To do -
Pictures do not belong in your copy. Repeat all the other data exactly.

Given information -

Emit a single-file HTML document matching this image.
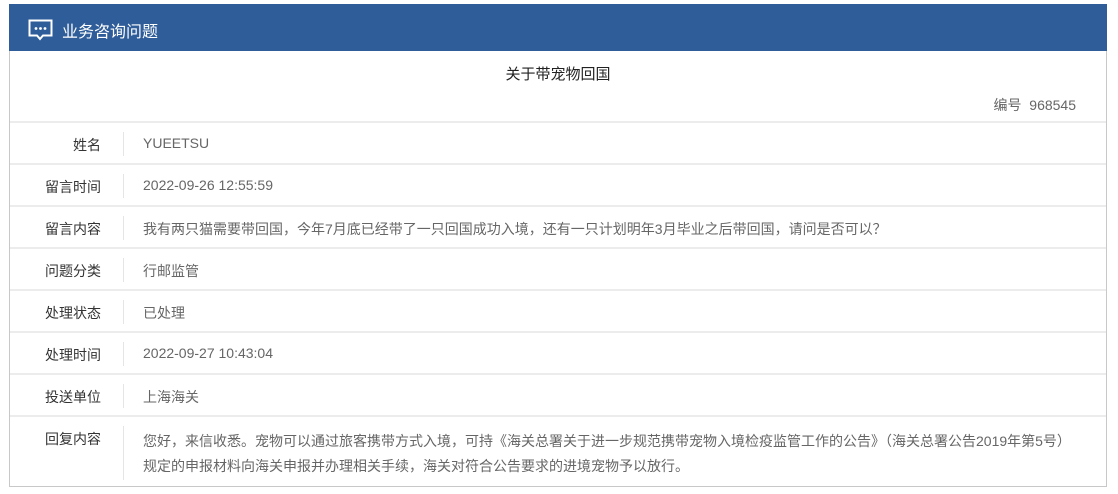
<!DOCTYPE html>
<html><head><meta charset="utf-8"><style>
body{margin:0;background:#fff;font-family:"Liberation Sans","Noto Sans CJK SC",sans-serif;font-size:14px;color:#333;}
.box{position:absolute;left:9px;top:4px;width:1096px;height:482px;border:1px solid #c8c8c8;border-top:none;background:#fff;}
.hd{position:absolute;left:-1px;top:0;width:1098px;height:47px;background:#2e5d99;color:#fff;font-size:16px;}
.hd span{position:absolute;left:53px;top:14px;}
.title{position:absolute;top:59px;width:100%;text-align:center;font-size:15px;color:#222;}
.no{position:absolute;top:91px;right:30px;color:#666;}
.row{position:absolute;left:0;width:1096px;border-top:2px solid #ececec;}
.lab{position:absolute;left:0;width:91px;text-align:right;color:#333;}
.sep{position:absolute;left:113px;top:9px;width:1px;background:#e5e5e5;}
.val{position:absolute;left:133px;color:#666;}
</style></head><body>
<div class="box">
<div class="hd"><svg style="position:absolute;left:19px;top:15px" width="26" height="24" viewBox="0 0 26 24"><path d="M1.5 1.5h22v15H15l-3 3.5-3-3.5H1.5z" fill="none" stroke="#fff" stroke-width="2"/><circle cx="8" cy="9.5" r="1.4" fill="#fff"/><circle cx="12.5" cy="9.5" r="1.4" fill="#fff"/><circle cx="17" cy="9.5" r="1.4" fill="#fff"/></svg><span>业务咨询问题</span></div>
<div class="title">关于带宠物回国</div>
<div class="no">编号&nbsp;&nbsp;968545</div>

<div class="row" style="top:117px;height:40px"><div class="lab" style="top:12px">姓名</div><div class="sep" style="height:24px"></div><div class="val" style="top:12px">YUEETSU</div></div>
<div class="row" style="top:159px;height:40px"><div class="lab" style="top:12px">留言时间</div><div class="sep" style="height:24px"></div><div class="val" style="top:12px">2022-09-26 12:55:59</div></div>
<div class="row" style="top:201px;height:40px"><div class="lab" style="top:12px">留言内容</div><div class="sep" style="height:24px"></div><div class="val" style="top:12px">我有两只猫需要带回国，今年7月底已经带了一只回国成功入境，还有一只计划明年3月毕业之后带回国，请问是否可以？</div></div>
<div class="row" style="top:243px;height:40px"><div class="lab" style="top:12px">问题分类</div><div class="sep" style="height:24px"></div><div class="val" style="top:12px">行邮监管</div></div>
<div class="row" style="top:285px;height:40px"><div class="lab" style="top:12px">处理状态</div><div class="sep" style="height:24px"></div><div class="val" style="top:12px">已处理</div></div>
<div class="row" style="top:327px;height:40px"><div class="lab" style="top:12px">处理时间</div><div class="sep" style="height:24px"></div><div class="val" style="top:12px">2022-09-27 10:43:04</div></div>
<div class="row" style="top:369px;height:40px"><div class="lab" style="top:12px">投送单位</div><div class="sep" style="height:24px"></div><div class="val" style="top:12px">上海海关</div></div>
<div class="row" style="top:411px;height:69px"><div class="lab" style="top:12px">回复内容</div><div class="sep" style="height:54px"></div><div class="val" style="top:12px;line-height:25px;width:950px">您好，来信收悉。宠物可以通过旅客携带方式入境，可持《海关总署关于进一步规范携带宠物入境检疫监管工作的公告》（海关总署公告2019年第5号）<br>规定的申报材料向海关申报并办理相关手续，海关对符合公告要求的进境宠物予以放行。</div></div>
</div>
</body></html>
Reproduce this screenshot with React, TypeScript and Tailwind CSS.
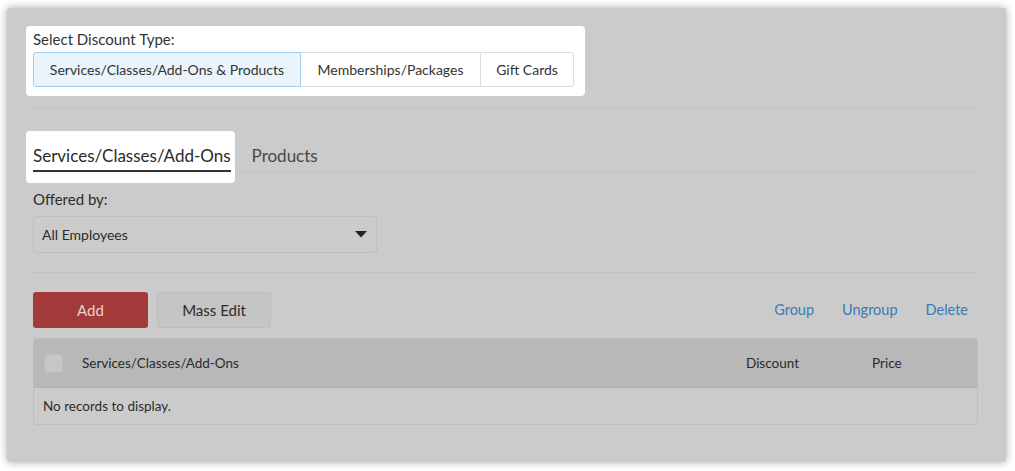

Reply -
Emit a single-file HTML document matching this image.
<!DOCTYPE html>
<html><head><meta charset="utf-8"><style>
body{margin:0;background:#fff;font-family:"Liberation Sans","Noto Sans CJK SC",sans-serif;font-size:14px;color:#333;}
.box{position:absolute;left:9px;top:4px;width:1096px;height:482px;border:1px solid #c8c8c8;border-top:none;background:#fff;}
.hd{position:absolute;left:-1px;top:0;width:1098px;height:47px;background:#2e5d99;color:#fff;font-size:16px;}
.hd span{position:absolute;left:53px;top:14px;}
.title{position:absolute;top:59px;width:100%;text-align:center;font-size:15px;color:#222;}
.no{position:absolute;top:91px;right:30px;color:#666;}
.row{position:absolute;left:0;width:1096px;border-top:2px solid #ececec;}
.lab{position:absolute;left:0;width:91px;text-align:right;color:#333;}
.sep{position:absolute;left:113px;top:9px;width:1px;background:#e5e5e5;}
.val{position:absolute;left:133px;color:#666;}
</style></head><body>
<div class="box">
<div class="hd"><svg style="position:absolute;left:19px;top:15px" width="26" height="24" viewBox="0 0 26 24"><path d="M1.5 1.5h22v15H15l-3 3.5-3-3.5H1.5z" fill="none" stroke="#fff" stroke-width="2"/><circle cx="8" cy="9.5" r="1.4" fill="#fff"/><circle cx="12.5" cy="9.5" r="1.4" fill="#fff"/><circle cx="17" cy="9.5" r="1.4" fill="#fff"/></svg><span>业务咨询问题</span></div>
<div class="title">关于带宠物回国</div>
<div class="no">编号&nbsp;&nbsp;968545</div>

<div class="row" style="top:117px;height:40px"><div class="lab" style="top:12px">姓名</div><div class="sep" style="height:24px"></div><div class="val" style="top:12px">YUEETSU</div></div>
<div class="row" style="top:159px;height:40px"><div class="lab" style="top:12px">留言时间</div><div class="sep" style="height:24px"></div><div class="val" style="top:12px">2022-09-26 12:55:59</div></div>
<div class="row" style="top:201px;height:40px"><div class="lab" style="top:12px">留言内容</div><div class="sep" style="height:24px"></div><div class="val" style="top:12px">我有两只猫需要带回国，今年7月底已经带了一只回国成功入境，还有一只计划明年3月毕业之后带回国，请问是否可以？</div></div>
<div class="row" style="top:243px;height:40px"><div class="lab" style="top:12px">问题分类</div><div class="sep" style="height:24px"></div><div class="val" style="top:12px">行邮监管</div></div>
<div class="row" style="top:285px;height:40px"><div class="lab" style="top:12px">处理状态</div><div class="sep" style="height:24px"></div><div class="val" style="top:12px">已处理</div></div>
<div class="row" style="top:327px;height:40px"><div class="lab" style="top:12px">处理时间</div><div class="sep" style="height:24px"></div><div class="val" style="top:12px">2022-09-27 10:43:04</div></div>
<div class="row" style="top:369px;height:40px"><div class="lab" style="top:12px">投送单位</div><div class="sep" style="height:24px"></div><div class="val" style="top:12px">上海海关</div></div>
<div class="row" style="top:411px;height:69px"><div class="lab" style="top:12px">回复内容</div><div class="sep" style="height:54px"></div><div class="val" style="top:12px;line-height:25px;width:950px">您好，来信收悉。宠物可以通过旅客携带方式入境，可持《海关总署关于进一步规范携带宠物入境检疫监管工作的公告》（海关总署公告2019年第5号）<br>规定的申报材料向海关申报并办理相关手续，海关对符合公告要求的进境宠物予以放行。</div></div>
</div>
</body></html>
Reproduce this screenshot with React, TypeScript and Tailwind CSS.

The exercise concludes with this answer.